In Girls! Girls! Girls!, there was an apparent dichotomy; virgins and whores. The age-old, classically sexist tropes that promiscuous women are inherently villainous, while those chaste and pure are the ‘good girls’. Look at the perfectly prim and proper, sensibly buttoned-up Audrey Hepburn juxtaposed next to what can be deemed laughably Kate Moss’s “portrait” – it falls into such a stereotypical comparison, leaving no room for the millions of real women who live all along the very broad sexual spectrum that the rest of society seems to forget women can exist within. We are not just angels or devils, sluts or prudes, and neither one allows or accepts that preference. Women are shamed whether they reject or embrace their sexuality wholeheartedly, and it leaves all of us less self-expressed or in touch with ourselves. On the other hand, Boys! Boys! Boys! provides a real look into the LGBTQIA community, the spectrum of gender identity and how that plays into sexuality; strength and vulnerability embraced, seeing both exist within the male identity; playing with the machismo (cowboys and the American West) and mixing it with its counter-culture counterpart (a gay man).


Boys! Boys! Boys! paints a real, reflective picture of the modern gay community; fun, flirty, playful, masculine, strong, diverse, beautiful, genuinely owning and embracing their sexuality. Girls! Girls! Girls! is the photographic equivalent of straight male maturation material, the visual equivalent of the single leftover sock desperately needing to be laundered.

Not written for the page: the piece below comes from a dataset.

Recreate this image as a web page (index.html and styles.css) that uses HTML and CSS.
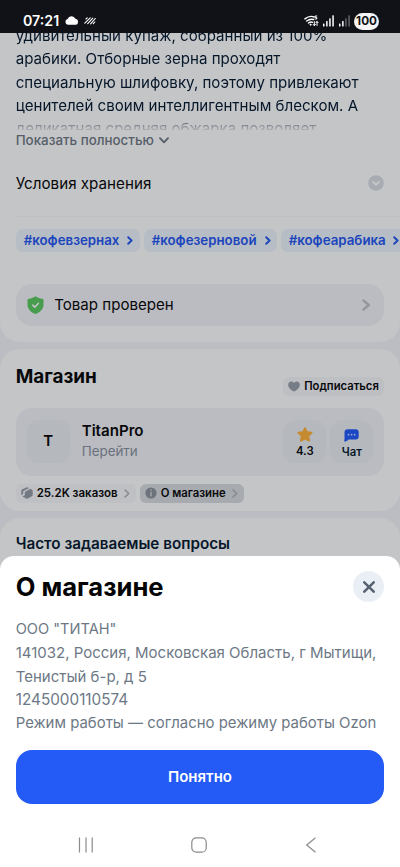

This is the difference it makes when someone from within a community comments on the culture, versus someone on the outside looking in who thinks they’ve got a clear picture (and I write that fully aware that I am a straight white woman commenting on an LGBTQIA artist/subject gallery, so call me on my shit if I’ve missed the mark anywhere). That aside, I think this side-by-side comparison clearly highlights the need for the people in front of the lens to also be representative of the same community behind the camera.